Word for word, print each line of the listing below; pictures stay out.

## STORED DATA
######

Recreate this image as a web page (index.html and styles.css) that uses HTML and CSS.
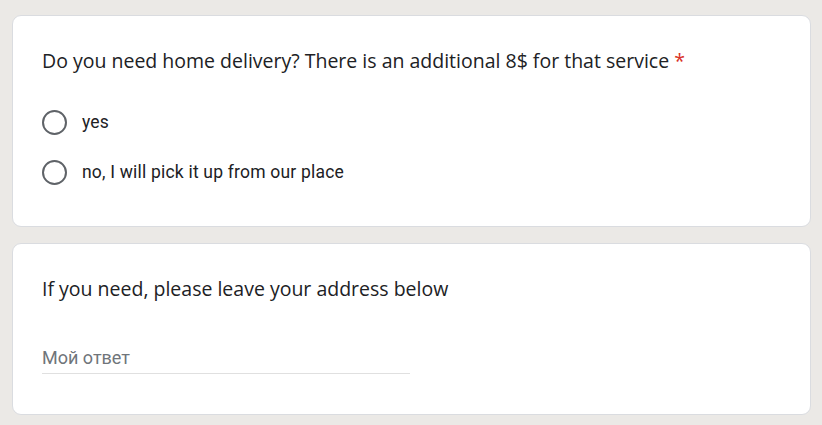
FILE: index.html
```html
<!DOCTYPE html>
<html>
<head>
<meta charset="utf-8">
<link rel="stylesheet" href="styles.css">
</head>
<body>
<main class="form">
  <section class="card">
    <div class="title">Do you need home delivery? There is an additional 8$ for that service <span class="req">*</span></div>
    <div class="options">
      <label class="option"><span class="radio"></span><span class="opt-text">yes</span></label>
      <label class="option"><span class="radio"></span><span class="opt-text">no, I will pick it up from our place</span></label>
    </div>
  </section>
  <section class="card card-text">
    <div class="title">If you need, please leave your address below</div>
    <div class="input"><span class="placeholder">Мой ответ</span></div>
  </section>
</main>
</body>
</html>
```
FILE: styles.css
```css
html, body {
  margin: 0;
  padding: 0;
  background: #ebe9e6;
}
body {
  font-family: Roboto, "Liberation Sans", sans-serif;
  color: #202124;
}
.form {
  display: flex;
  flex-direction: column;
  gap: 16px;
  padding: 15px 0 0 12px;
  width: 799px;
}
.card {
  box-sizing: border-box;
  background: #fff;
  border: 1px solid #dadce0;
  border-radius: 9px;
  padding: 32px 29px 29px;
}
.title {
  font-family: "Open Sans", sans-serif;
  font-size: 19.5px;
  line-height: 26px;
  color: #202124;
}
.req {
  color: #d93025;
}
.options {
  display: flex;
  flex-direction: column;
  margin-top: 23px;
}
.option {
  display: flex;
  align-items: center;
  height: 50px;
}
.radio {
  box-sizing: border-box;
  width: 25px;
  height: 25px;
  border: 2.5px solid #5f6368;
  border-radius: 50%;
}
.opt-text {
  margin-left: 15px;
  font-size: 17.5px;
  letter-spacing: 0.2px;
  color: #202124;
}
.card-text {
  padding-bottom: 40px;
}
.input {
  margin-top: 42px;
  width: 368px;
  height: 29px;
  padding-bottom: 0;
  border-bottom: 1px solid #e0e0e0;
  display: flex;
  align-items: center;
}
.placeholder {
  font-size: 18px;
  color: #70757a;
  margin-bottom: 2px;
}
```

######

## ANSWER TO THE TASK
Recreate this image as a web page (index.html and styles.css) that uses HTML and CSS.
FILE: index.html
```html
<!DOCTYPE html>
<html>
<head>
<meta charset="utf-8">
<link rel="stylesheet" href="styles.css">
</head>
<body>
<main class="form">
  <section class="card">
    <div class="title">Do you need home delivery? There is an additional 8$ for that service <span class="req">*</span></div>
    <div class="options">
      <label class="option"><span class="radio"></span><span class="opt-text">yes</span></label>
      <label class="option"><span class="radio"></span><span class="opt-text">no, I will pick it up from our place</span></label>
    </div>
  </section>
  <section class="card card-text">
    <div class="title">If you need, please leave your address below</div>
    <div class="input"><span class="placeholder">Мой ответ</span></div>
  </section>
</main>
</body>
</html>
```
FILE: styles.css
```css
html, body {
  margin: 0;
  padding: 0;
  background: #ebe9e6;
}
body {
  font-family: Roboto, "Liberation Sans", sans-serif;
  color: #202124;
}
.form {
  display: flex;
  flex-direction: column;
  gap: 16px;
  padding: 15px 0 0 12px;
  width: 799px;
}
.card {
  box-sizing: border-box;
  background: #fff;
  border: 1px solid #dadce0;
  border-radius: 9px;
  padding: 32px 29px 29px;
}
.title {
  font-family: "Open Sans", sans-serif;
  font-size: 19.5px;
  line-height: 26px;
  color: #202124;
}
.req {
  color: #d93025;
}
.options {
  display: flex;
  flex-direction: column;
  margin-top: 23px;
}
.option {
  display: flex;
  align-items: center;
  height: 50px;
}
.radio {
  box-sizing: border-box;
  width: 25px;
  height: 25px;
  border: 2.5px solid #5f6368;
  border-radius: 50%;
}
.opt-text {
  margin-left: 15px;
  font-size: 17.5px;
  letter-spacing: 0.2px;
  color: #202124;
}
.card-text {
  padding-bottom: 40px;
}
.input {
  margin-top: 42px;
  width: 368px;
  height: 29px;
  padding-bottom: 0;
  border-bottom: 1px solid #e0e0e0;
  display: flex;
  align-items: center;
}
.placeholder {
  font-size: 18px;
  color: #70757a;
  margin-bottom: 2px;
}
```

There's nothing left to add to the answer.